Further yet, conventionally, the decision tree construction is performed using supervised algorithms. For example, machine learning systems are provided labeled historic data and corresponding decision trees and the above-mentioned algorithms are executed in a supervised manner to compare output(s) with the pre-built decision tree(s) and correct one or more operating parameters until the output decision tree(s) match(es) the pre-built decision tree(s).
Embodiments described herein provide technical solutions that address such technical challenges with constructing and using decision trees, particularly for validation and prediction of attribute values. The technical solutions described herein facilitate an unsupervised decision tree building algorithm which does not require any target attribute. Further, the technical solutions described herein facilitate, given a set of attribute values, predicting possible values for other attributes without traversing several trees, rather traversing only a single decision tree data structure.
Technical solutions described herein are rooted in computing technology, particularly, constructing and using decision tree data structures from datasets. Technical solutions described herein provide several advantages and improvements to computing technology, and particularly to constructing and using decision tree data structures. For example, technical solutions described herein facilitate an unsupervised algorithm that generates only one (single) decision tree for a record containing several attributes. Further, the single decision tree data structure can predict attribute values (“values”) for any of the attributes, without requiring building the decision tree data structure with a particular target attribute. Embodiments of the technical solutions described herein further provide several practical applications. For example, embodiments described herein provide better prediction performance, which is particularly important for interactive use cases, such as when filling out a form (e.g., web-based form) where a user enters only a subset of fields of a record, and the decision tree data structure is used to provide guidance on what can be entered in other fields of the record in real time. As described in detail further, because of the combination of a single tree and an indexing technique, performance of the technical solutions described herein facilitates real time prediction of such attribute values that are used to guide the input in the fields. As noted herein, using the single decision tree data structure (instead of multiple trees corresponding to the multiple attributes) is important for such real time performance.

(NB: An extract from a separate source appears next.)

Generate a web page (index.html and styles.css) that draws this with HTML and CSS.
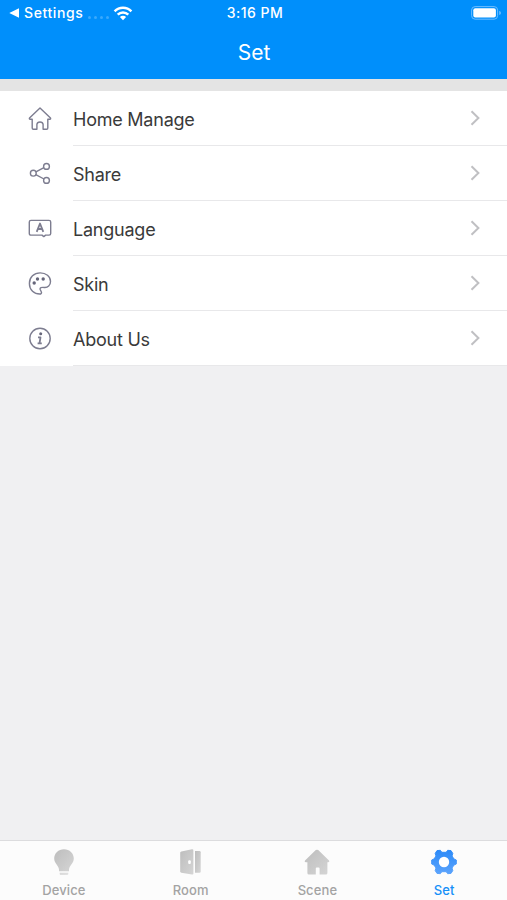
FILE: index.html
```html
<!DOCTYPE html>
<html lang="en">
<head>
    <meta charset="UTF-8">
    <meta name="viewport" content="width=device-width, initial-scale=1.0">
    <title>Set</title>
    <link rel="stylesheet" href="styles.css">
</head>
<body>
    <header>
        <div class="status">
            <div class="back">
                <svg width="11" height="10" viewBox="0 0 11 10"><path d="M0.3 5L10 0.3V9.7Z" fill="#fff"/></svg>
                <span class="back-text">Settings</span>
                <span class="dots"><i></i><i></i><i></i><i></i></span>
                <svg class="wifi" width="20" height="15" viewBox="0 0 20 15">
                    <g fill="none" stroke="#fff" stroke-width="2.5">
                        <path d="M1.6 5.3A11.9 11.9 0 0 1 18.4 5.3"/>
                        <path d="M4.7 8.7A7.5 7.5 0 0 1 15.3 8.7"/>
                    </g>
                    <path d="M6.9 11A4.4 4.4 0 0 1 13.1 11L10 14.2Z" fill="#fff"/>
                </svg>
            </div>
            <span class="time">3:16 PM</span>
            <svg class="battery" width="31" height="14" viewBox="0 0 31 14">
                <rect x="0.6" y="0.6" width="26" height="12.6" rx="3.5" fill="none" stroke="#6dbdff" stroke-width="1"/>
                <rect x="2.3" y="2.3" width="22.6" height="9.2" rx="2" fill="#fff"/>
                <path d="M28.2 4.7Q30 5.5 30 6.9T28.2 9.1Z" fill="#6dbdff"/>
            </svg>
        </div>
        <h1>Set</h1>
    </header>

    <ul class="menu">
        <li>
            <svg class="icon" viewBox="0 0 24 24">
                <path d="M12 2L1.5 12Q1 13.1 2.2 13.2H4.2V22.1Q4.2 23.3 5.4 23.3H8.9V18.4Q9.2 16 12 16T15.1 18.4V23.3H18.6Q19.8 23.3 19.8 22.1V13.2H21.8Q23 13.1 22.5 12Z"/>
            </svg>
            <div class="line"><span>Home Manage</span><svg class="arrow" viewBox="0 0 10 16"><path d="M1.5 1.2L8.4 8L1.5 14.8"/></svg></div>
        </li>
        <li>
            <svg class="icon" viewBox="0 0 24 24">
                <circle cx="5.3" cy="12.2" r="2.9"/>
                <circle cx="18.5" cy="5.4" r="2.9"/>
                <circle cx="18.5" cy="19.4" r="2.9"/>
                <path d="M7.9 10.9L15.9 6.7M7.8 13.7L16 18"/>
            </svg>
            <div class="line"><span>Share</span><svg class="arrow" viewBox="0 0 10 16"><path d="M1.5 1.2L8.4 8L1.5 14.8"/></svg></div>
        </li>
        <li>
            <svg class="icon" viewBox="0 0 24 24">
                <path d="M3 4.4H21Q22.7 4.4 22.7 6.1V17.4Q22.7 19.1 21 19.1H17.6L15.8 20.6L14 19.1H3Q1.3 19.1 1.3 17.4V6.1Q1.3 4.4 3 4.4Z"/>
                <path class="thick" d="M8.7 15.9L12 7.5L15.3 15.9M10 13H14"/>
            </svg>
            <div class="line"><span>Language</span><svg class="arrow" viewBox="0 0 10 16"><path d="M1.5 1.2L8.4 8L1.5 14.8"/></svg></div>
        </li>
        <li>
            <svg class="icon" viewBox="0 0 24 24">
                <path d="M12.6 23C6 23.4 1.4 18.6 1.4 12.4C1.4 6.2 6 1.9 12.2 1.9C18 1.9 22.5 5.4 22.5 10.5C22.5 14.4 19.8 16.8 16.3 16.5C13.4 16.2 11.6 16.6 12.2 18.5C12.8 20.2 14.6 22.2 12.6 23Z"/>
                <g class="solid">
                    <circle cx="6.2" cy="12" r="1.7"/>
                    <circle cx="9.5" cy="8" r="1.7"/>
                    <circle cx="15.2" cy="8" r="1.7"/>
                </g>
            </svg>
            <div class="line"><span>Skin</span><svg class="arrow" viewBox="0 0 10 16"><path d="M1.5 1.2L8.4 8L1.5 14.8"/></svg></div>
        </li>
        <li>
            <svg class="icon" viewBox="0 0 24 24">
                <circle cx="12" cy="12.5" r="10.2"/>
                <circle class="solid" cx="12.7" cy="7.8" r="1.5"/>
                <path class="thick" d="M10 11.4H12.5L11.5 17.4H13.8M9.6 17.4H11.5"/>
            </svg>
            <div class="line"><span>About Us</span><svg class="arrow" viewBox="0 0 10 16"><path d="M1.5 1.2L8.4 8L1.5 14.8"/></svg></div>
        </li>
    </ul>

    <nav>
        <svg class="defs" width="0" height="0">
            <linearGradient id="gray" x1="0" y1="0" x2="1" y2="1">
                <stop offset="0" stop-color="#bdbdbd"/>
                <stop offset="1" stop-color="#d5d5d5"/>
            </linearGradient>
            <linearGradient id="blue" x1="0" y1="0" x2="0" y2="1">
                <stop offset="0" stop-color="#2c8af8"/>
                <stop offset="1" stop-color="#5ba3fc"/>
            </linearGradient>
        </svg>
        <a>
            <svg width="28" height="28" viewBox="0 0 28 28" fill="url(#gray)">
                <path d="M14 1.2C19.6 1.2 23.8 5.3 23.8 10.6C23.8 15.2 19.4 18 19 21.4V23.2H9V21.4C8.6 18 4.2 15.2 4.2 10.6C4.2 5.3 8.4 1.2 14 1.2Z"/>
                <path d="M9.7 24.8H18.3V26Q18.3 27 17.3 27H10.7Q9.7 27 9.7 26Z" opacity="0.6"/>
            </svg>
            Device
        </a>
        <a>
            <svg width="28" height="28" viewBox="0 0 28 28" fill="url(#gray)">
                <path d="M4.4 3.4L15 1.2Q16.4 1 16.4 2.4V25.3Q16.4 26.7 15 26.5L4.4 24.7Q3.2 24.4 3.2 23.3V4.8Q3.2 3.7 4.4 3.4Z"/>
                <path d="M18 3H22.5Q23.7 3 23.7 4.2V23.6Q23.7 24.8 22.5 24.8H18Z"/>
                <rect x="11.2" y="12.2" width="2.6" height="3.8" rx="1" fill="#fff"/>
            </svg>
            Room
        </a>
        <a>
            <svg width="28" height="28" viewBox="0 0 28 28" fill="url(#gray)">
                <path d="M12.8 2.1Q14 1.2 15.2 2.1L26 12.4Q27 14.1 25.2 14.3H24.4V25Q24.4 26.5 22.9 26.5H16.6V20.6Q16.6 19.6 15.6 19.6H13.8Q12.8 19.6 12.8 20.6V26.5H5.9Q4.4 26.5 4.4 25V14.3H2.8Q1 14.1 2 12.4Z"/>
            </svg>
            Scene
        </a>
        <a class="active">
            <svg width="28" height="28" viewBox="0 0 28 28">
                <path d="M7 2.6L10.3 2.3L11.8 4.3H16.2L17.7 2.3L21 2.6L22.8 5.4L22 8L24 11L26.3 12V16L24 17L22 20L22.8 22.6L21 25.4L17.7 25.7L16.2 23.7H11.8L10.3 25.7L7 25.4L5.2 22.6L6 20L4 17L1.7 16V12L4 11L6 8L5.2 5.4Z" fill="url(#blue)" stroke="url(#blue)" stroke-width="1" stroke-linejoin="round"/>
                <circle cx="14" cy="14" r="5.2" fill="#fff"/>
            </svg>
            Set
        </a>
    </nav>
</body>
</html>
```
FILE: styles.css
```css
body {
    margin: 0;
    height: 900px;
    display: flex;
    flex-direction: column;
    background-color: #f0f0f2;
    font-family: Inter, "Liberation Sans", sans-serif;
}

header {
    height: 79px;
    background-color: #008ffb;
    color: white;
    border-bottom: 12px solid #e4e4e4; /* gray strip above the list */
}

.status {
    display: grid;
    grid-template-columns: 1fr auto 1fr;
    align-items: center;
    height: 26px;
    padding: 0 6px 0 9px;
    font-size: 14px;
    font-weight: 500;
}

.back {
    display: flex;
    align-items: center;
}

.back-text {
    margin-left: 4px;
    padding-bottom: 1px;
    letter-spacing: 0.6px;
}

.dots {
    display: flex;
    gap: 3px;
    margin: 8px 4px 0 5px;
}

.dots i {
    width: 3px;
    height: 3px;
    border-radius: 50%;
    background-color: #3aa9fc;
}

.time {
    padding-bottom: 1px;
    letter-spacing: 0.5px;
}

.battery {
    justify-self: end;
    margin-right: -1px;
}

h1 {
    margin: 12px 0 0 1px;
    font-size: 21px;
    line-height: 29px;
    font-weight: 400;
    text-align: center;
}

.menu {
    list-style: none;
    margin: 0;
    padding: 0;
    background-color: white;
}

.menu li {
    display: flex;
    height: 55px;
}

.icon {
    width: 24px;
    height: 24px;
    margin: 15px 21px 0 28px;
    fill: none;
    stroke: #7d7d90;
    stroke-width: 1.4;
    stroke-linejoin: round;
}

.icon .solid {
    fill: #66667a;
    stroke: none;
}

.icon .thick {
    stroke-width: 1.8;
}

.line {
    flex: 1;
    display: flex;
    align-items: center;
    justify-content: space-between;
    box-sizing: border-box;
    padding-right: 27px;
    border-bottom: 1px solid #e8e8ea;
    font-size: 18px;
    letter-spacing: -0.23px;
    color: #3a3a3a;
}

.line span {
    padding-top: 2px;
}

.arrow {
    width: 10px;
    height: 16px;
    fill: none;
    stroke: #c0c0c3;
    stroke-width: 2;
}

nav {
    display: flex;
    height: 60px;
    margin-top: auto;
    box-sizing: border-box;
    border-top: 1px solid #dcdcde;
    background-color: #fcfcfc;
}

nav a {
    flex: 1;
    display: flex;
    flex-direction: column;
    align-items: center;
    padding: 7px 0 0 1px;
    font-size: 13px;
    line-height: 17px;
    font-weight: 500;
    letter-spacing: 0.1px;
    color: #a3a3a3;
}

nav a svg {
    margin-bottom: 6px;
}

nav .active {
    color: #1690f8;
}

.defs {
    position: absolute;
}
```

The real time performance provided by the technical solutions described herein also facilitates the technical solutions to be used for validating input values in real time. For example, as the user enters values of one or more attributes, such as through a web form or any other user-interface, the input can be validated based on the decision tree data structure. In turn, the result of the validation can be provided to the user, for example, to correct one or more inputs.
Referring to
The system 100 includes at least a computer 102 and a database 104 among other components. It is understood that the system 100 can include additional elements, such as communication network related components, additional databases, additional computers, electrical power circuitry, etc., which are not depicted, but which will be evident to a reader.
The computer 102 includes a processor circuit 106, a memory 108, one or more peripherals 110, an operating system 112, and a computer program 114, among other components. Although the components are depicted in the singular, it is understood that embodiments of the technical solutions herein can include some of the components in the multiple.
The processor circuit 106 can include one or more processing units, such as a central processing unit, a graphics processing unit, a digital signal processor, an arithmetic logic unit, or any other processing circuitry that can read and execute computer instructions, typically referred to as computer programs, software, firmware, etc.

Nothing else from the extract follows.